As soon as you walk through the sprung doors of Submit to Love Studios you know you are in a special place. Immediately to your left is a corner full of bubble-wrapped mosaic sculptures. On your right is a toilet, a crazy sculpture made from what looks like bits of a car engine and a kitchenette area infested with art materials waiting for a good wash. In front of you is a shangri-la in the form of a cave spilling over with visual treasure.

In 2019, Submit to Love started working on collaborative projects with London’s Autograph Gallery. One of them uncovered in our artists a previously hidden natural talent for needlework and textiles. Soon the studio was groaning with patchwork portraits based on Autograph’s Black Chronicles archive. I happily joined this orgy of originality and started scouring Amazon for needles, threads and thimbles.

Needlework brought me peace of mind during the lockdown days of the lengthy global pandemic that followed. The exhibition we had ready to open at Autograph was put on ice. Instead I carried on threading and renewed my appetite for travel by stitching maps onto tote bags.

img_5may2021at173305.jpg
South America in progress…

My stitchwork journeys so far include “trips” to Italy, South America, India and Australia. I have toured the UK and explored each of London’s 33 boroughs, including my adopted home in the old City of London. I get my patterns from Google Earth.

Discovery is the best description of what I am doing with this work. And it is the best description of my Submit to Love experience. For that reason, the studio’s motto is a constant reminder of what I have grown into. I am an artist.

📌 Jennifer said yes to my request to extend the Project Australia essay. I still want to keep it under 1,000 words but the search for some new topic sentences is on. I’m wrestling with verbs at the moment. I can’t decide whether, on setting foot in Australia in 1997, the “sensual and the logical” came “marching” towards me or “hurtling” at me.

📌 It’s a toss-up in our household as to which parcel-delivery firm is the worst, Hermes or DPD. Both are serial offenders.

📌 The bus driver was on his radio telling his line manager he was running 26 minutes late. He asked what was the maximum number of hours continuous driving permitted. His line manager couldn’t understand what he was saying. At the next traffic lights I told the driver the maximum single driving period for a London bus driver is 7 hours 51 minutes (according to the government web page). The driver laughed at that.

📌 A group of us from Headway wandered down to Hoxton Street to gather outside Hayes & English funeral parlour for Chelsea Martin’s final departure. The crowd was so big and the number of static funeral cars so great that a traffic jam resulted. Irritated motorists sounded their horns, which Martin would have seen as some kind of tribute, but they weren’t loud enough to drown out the sound of applause as the principal car moved off carrying Martin’s white casket and a white floral display saying “BROTHER”.

FRIDAY Last night my phone conked out.
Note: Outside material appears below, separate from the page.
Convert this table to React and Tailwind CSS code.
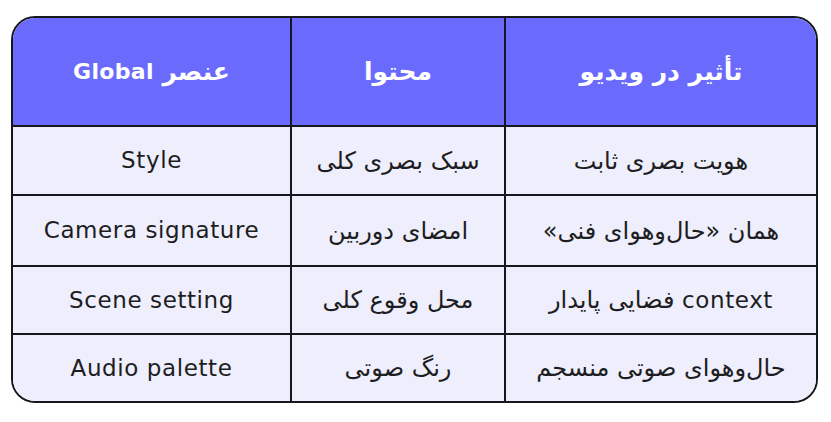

It wouldn’t charge. My wife told me not to panic and to enjoy my crispy duck from Lidl. I did panic and bought a new phone immediately, which arrived first thing this morning and on which I’m now typing this banal entry to my diary.

📌 A massive ruck with France is on the cards. Boris is spoiling for a fight. He needs to show he has courage. The French are likely to throw him the Gallic Shrug and leave him to stew.